As many Southern Californians are patio dwellers, much attention is being paid to making this living area as attractive as possible. Usually the effect desired is a tropical one, and bromeliads are used to help attain this feeling of lush, jungle growth. In one planting in the patio of a large department store, plants of Billbergia porteana, always large and striking, add a definite note of interest in among the palms and philodendrons. In patios, bromeliads grow successfully in open planters, in pots, in hanging baskets, in fernwood containers, or attached to bits of driftwood, a form of decoration currently very popular in this part of the world.

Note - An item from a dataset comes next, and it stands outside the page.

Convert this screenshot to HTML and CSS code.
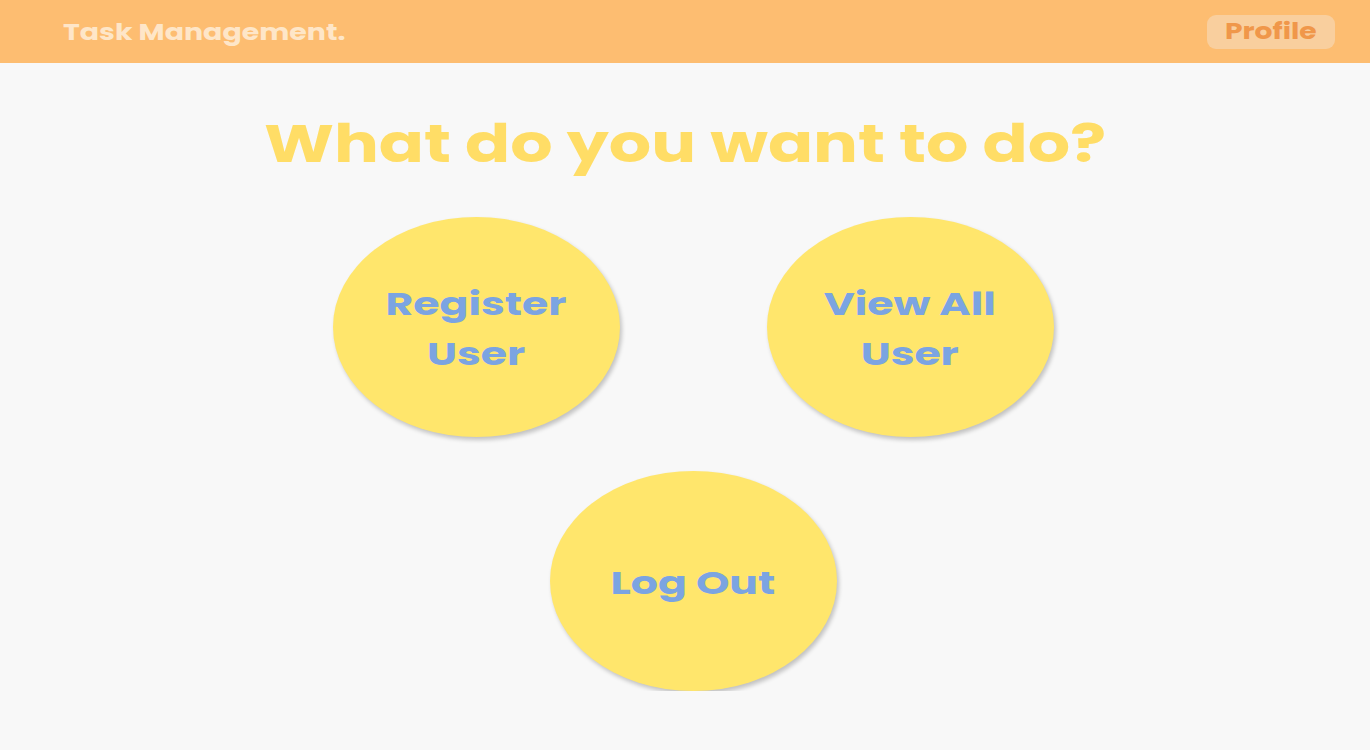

Some of the healthiest bromeliads this author has seen are growing in the patio of a friend who resides in one of the driest and warmest parts of the Southland, two thousand feet above the San Fernando valley.

Although Southern Californians are doing their best to make their section of the state a sub-tropical paradise, Southern California remains nevertheless a semi-desert region. (The rainfall for 1952-53 being eight inches). Thus more and more gardeners, unable to cope with the excessive alkalinity of the Colorado river water which they must use, are growing those plants which require little moisture–succulents and cacti. One of the most famous gardens of this kind to be found anywhere is located in the Huntington Botanical Gardens in San Marino. Outstanding in this garden is the collection of bromeliads–Puyas, Hechtias, Dyckias, and the like–which when in bloom attract visitors from near and far. This planting has done much to encourage the growing of terrestrial bromeliads in home gardens. There are many excellent specimens of Puya alpestris to be seen in private estates, and this bromeliad has become so popular that it can be purchased in any of the larger nurseries.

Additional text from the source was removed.